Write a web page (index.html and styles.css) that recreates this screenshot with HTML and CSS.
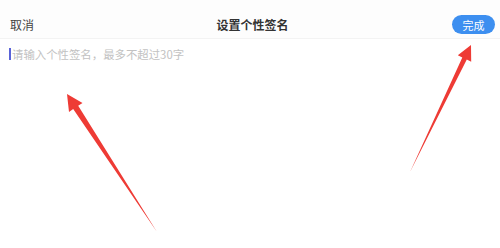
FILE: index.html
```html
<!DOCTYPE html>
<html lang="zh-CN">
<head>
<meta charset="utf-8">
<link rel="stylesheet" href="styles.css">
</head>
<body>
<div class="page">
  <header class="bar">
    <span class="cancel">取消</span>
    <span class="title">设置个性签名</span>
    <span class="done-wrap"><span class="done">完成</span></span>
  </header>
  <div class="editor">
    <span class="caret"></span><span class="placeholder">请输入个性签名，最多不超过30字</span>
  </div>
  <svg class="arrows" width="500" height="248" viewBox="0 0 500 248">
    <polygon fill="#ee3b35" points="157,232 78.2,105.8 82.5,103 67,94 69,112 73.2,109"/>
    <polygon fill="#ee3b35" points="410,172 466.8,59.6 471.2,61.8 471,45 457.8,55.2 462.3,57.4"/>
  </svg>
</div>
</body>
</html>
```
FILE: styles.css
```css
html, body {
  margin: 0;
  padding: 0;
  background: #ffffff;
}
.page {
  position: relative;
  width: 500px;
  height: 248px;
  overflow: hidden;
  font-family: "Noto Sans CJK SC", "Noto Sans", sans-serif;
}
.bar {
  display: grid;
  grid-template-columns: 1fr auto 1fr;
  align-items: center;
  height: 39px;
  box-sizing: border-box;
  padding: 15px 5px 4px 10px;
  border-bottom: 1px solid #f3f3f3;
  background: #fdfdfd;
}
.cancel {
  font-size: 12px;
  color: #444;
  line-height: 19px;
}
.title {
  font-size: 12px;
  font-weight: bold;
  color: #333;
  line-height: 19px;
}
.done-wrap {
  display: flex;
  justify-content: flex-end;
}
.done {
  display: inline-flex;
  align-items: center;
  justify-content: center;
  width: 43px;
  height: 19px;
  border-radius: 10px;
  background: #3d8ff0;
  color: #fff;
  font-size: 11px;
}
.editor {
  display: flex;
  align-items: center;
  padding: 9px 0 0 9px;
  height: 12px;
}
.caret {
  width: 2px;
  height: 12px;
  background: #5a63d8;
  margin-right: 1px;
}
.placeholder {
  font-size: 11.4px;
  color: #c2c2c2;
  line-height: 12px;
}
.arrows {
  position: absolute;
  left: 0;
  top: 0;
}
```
▬▬▬▬▬▬
▸ What to do:
Return to the listing above and set it down exactly, leaving out its pictures.

▸ Exercise solution:
Write a web page (index.html and styles.css) that recreates this screenshot with HTML and CSS.
FILE: index.html
```html
<!DOCTYPE html>
<html lang="zh-CN">
<head>
<meta charset="utf-8">
<link rel="stylesheet" href="styles.css">
</head>
<body>
<div class="page">
  <header class="bar">
    <span class="cancel">取消</span>
    <span class="title">设置个性签名</span>
    <span class="done-wrap"><span class="done">完成</span></span>
  </header>
  <div class="editor">
    <span class="caret"></span><span class="placeholder">请输入个性签名，最多不超过30字</span>
  </div>
  <svg class="arrows" width="500" height="248" viewBox="0 0 500 248">
    <polygon fill="#ee3b35" points="157,232 78.2,105.8 82.5,103 67,94 69,112 73.2,109"/>
    <polygon fill="#ee3b35" points="410,172 466.8,59.6 471.2,61.8 471,45 457.8,55.2 462.3,57.4"/>
  </svg>
</div>
</body>
</html>
```
FILE: styles.css
```css
html, body {
  margin: 0;
  padding: 0;
  background: #ffffff;
}
.page {
  position: relative;
  width: 500px;
  height: 248px;
  overflow: hidden;
  font-family: "Noto Sans CJK SC", "Noto Sans", sans-serif;
}
.bar {
  display: grid;
  grid-template-columns: 1fr auto 1fr;
  align-items: center;
  height: 39px;
  box-sizing: border-box;
  padding: 15px 5px 4px 10px;
  border-bottom: 1px solid #f3f3f3;
  background: #fdfdfd;
}
.cancel {
  font-size: 12px;
  color: #444;
  line-height: 19px;
}
.title {
  font-size: 12px;
  font-weight: bold;
  color: #333;
  line-height: 19px;
}
.done-wrap {
  display: flex;
  justify-content: flex-end;
}
.done {
  display: inline-flex;
  align-items: center;
  justify-content: center;
  width: 43px;
  height: 19px;
  border-radius: 10px;
  background: #3d8ff0;
  color: #fff;
  font-size: 11px;
}
.editor {
  display: flex;
  align-items: center;
  padding: 9px 0 0 9px;
  height: 12px;
}
.caret {
  width: 2px;
  height: 12px;
  background: #5a63d8;
  margin-right: 1px;
}
.placeholder {
  font-size: 11.4px;
  color: #c2c2c2;
  line-height: 12px;
}
.arrows {
  position: absolute;
  left: 0;
  top: 0;
}
```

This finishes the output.